Gold artifacts from Philippines at Louvre Abu Dhabi amazing - GulfToday

Gold artifacts from Philippines at Louvre Abu Dhabi amazing


Abu Dhabi officials led by Ambassador to the UAE Hjayceelyn M. Quintana and community members at the Grand Vestibule of Louvre Abu Dhabi where a 10th-century gold funerary mask is exhibited.

Mariecar Jara-Puyod, Senior Reporter

Filipinos, including social media influencers, are excited over the exhibition of two gold artifacts from 10th to 13th century Philippines at the Louvre Abu Dhabi which celebrates its fifth anniversary this November.

“Just imagine how even the ordinary Pinoys (of that era) drank from this (gesturing at the cup),” gushed Pepperreu.

Alawe Enoc of Al Ain: “I am really honoured to witness a history of the Philippines and to meet Ambassador Quintana was an opportunity. Such wonderful pieces of gold from the 10th century and displayed at the Louvre Abu Dhabi, I am proud of the Philippines.”

Dubai resident Charlene Bello: “Witnessing them first hand is amazing. It brings honour and pride to our motherland. It is Louvre Abu Dhabi.”

Noora from Dubai: “While studying and learning about the ancient history of the Philippines, these two gold artifacts caught my attention as these showcase the Philippines’ goldsmith skills from early ages, at the very popular (museum) to indicate Philippine rich gold culture.”

Community leader in Al Ain Wilbert Cantor: “These surely give us connectivity to the world. I have come to love more our identity.”

Part of the permanent gold exhibition of the 1967-established Filipino ethnographic and archeological Ayala Museum in Makati City, Metro Manila, the cup was unearthed from the town of present-day Nabua in Camarines Sur Province of the Bicol Region in Southern Luzon Island.

The funerary mask was dug from the present-day Masao, a village in Butuan City, Agusan del Norte Province in Northern Mindanao Island.
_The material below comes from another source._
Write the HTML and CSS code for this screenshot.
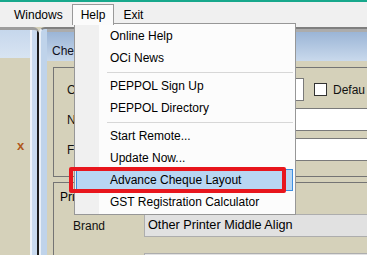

First time in this part of the world, these were among the collection of 100 relics at the four-month “Philippine Gold: Treasures of Forgotten Kingdoms” held at the Asia Society and Museum in New York City until January 3, 2016, one of the movers of which was New York-based Ayala Foundation Inc.-International Operations/Consulting curator/Project consultant Florentina “Nina” Capistrano-Baker, former Ayala Museum director whose father, Pablo Capistrano was the Philippines’ Bureau of Mines-Geology Department head who surveyed the Philippine regions with rich gold deposits.

The mask is on display alongside those excavated in Peru and in Lebanon or Syria at the Grand Vestibule, the major gallery at the Louvre Abu Dhabi. The cup is at the Wing 2 which recounts world religions and timelines Asian trade routes. It sits along daily meal vessels from the ninth century Tang or Liao Dynasty and 12th century Yuan Dynasty of China and Inner Mongolia.

Prior to the tour, Philippine Ambassador to the UAE Hjayceelyn M. Quintana, expressed her gratefulness to the UAE leadership, Culture and Youth Minister Noura Bint Mohammed Al Kaabi and to the Louvre Abu Dhabi team, pointing out that having ancient Philippine treasures be considered at the museum bespeaks of a rich contribution to humanity. She read from the “Philippine Ancestral Gold” coffee-table book of Nina Capistrano.

The book took from the “chronicles” of Italian Antonio Pigafetta who accompanied Portuguese Ferdinand Magellan in his circumnavigation of the world from Spain in search of spices over 500 years back: “In the island of that king who came to the ship are mines of gold which is found by digging from the earth large pieces as large as walnuts and eggs.

And all the vessels he uses are likewise of gold as also some parts of his house. And he was the most handsome person whom we saw among those peoples. He had very black hair to his shoulders with a silk cloth on his head and two large gold earrings hanging from his ears. He wore a cotton cloth embroidered with silk which covered him from his waist to his knees.

At his side he had a dagger with a long handle all of gold, the sheath of which was a carved wood. (He wore perfumes). He was tawny and painted all over. His island is called Butuan.”

Ayala Museum Senior curator/Conservation head Kenneth Esguerra on June 25, two days before the installations, mentioned to Gulf Today of the once-mighty 10th to 11th century Kingdom of Butuan (Rajahnate of Butuan) that was recorded to be well-established and popular for its highly-sophisticated gold mining and related industry as well as shipbuilding that traded between and among the inhabitants of the present-day Japan, China and other Southeast Asian countries. He believes the Philippines was conquered because of its gold.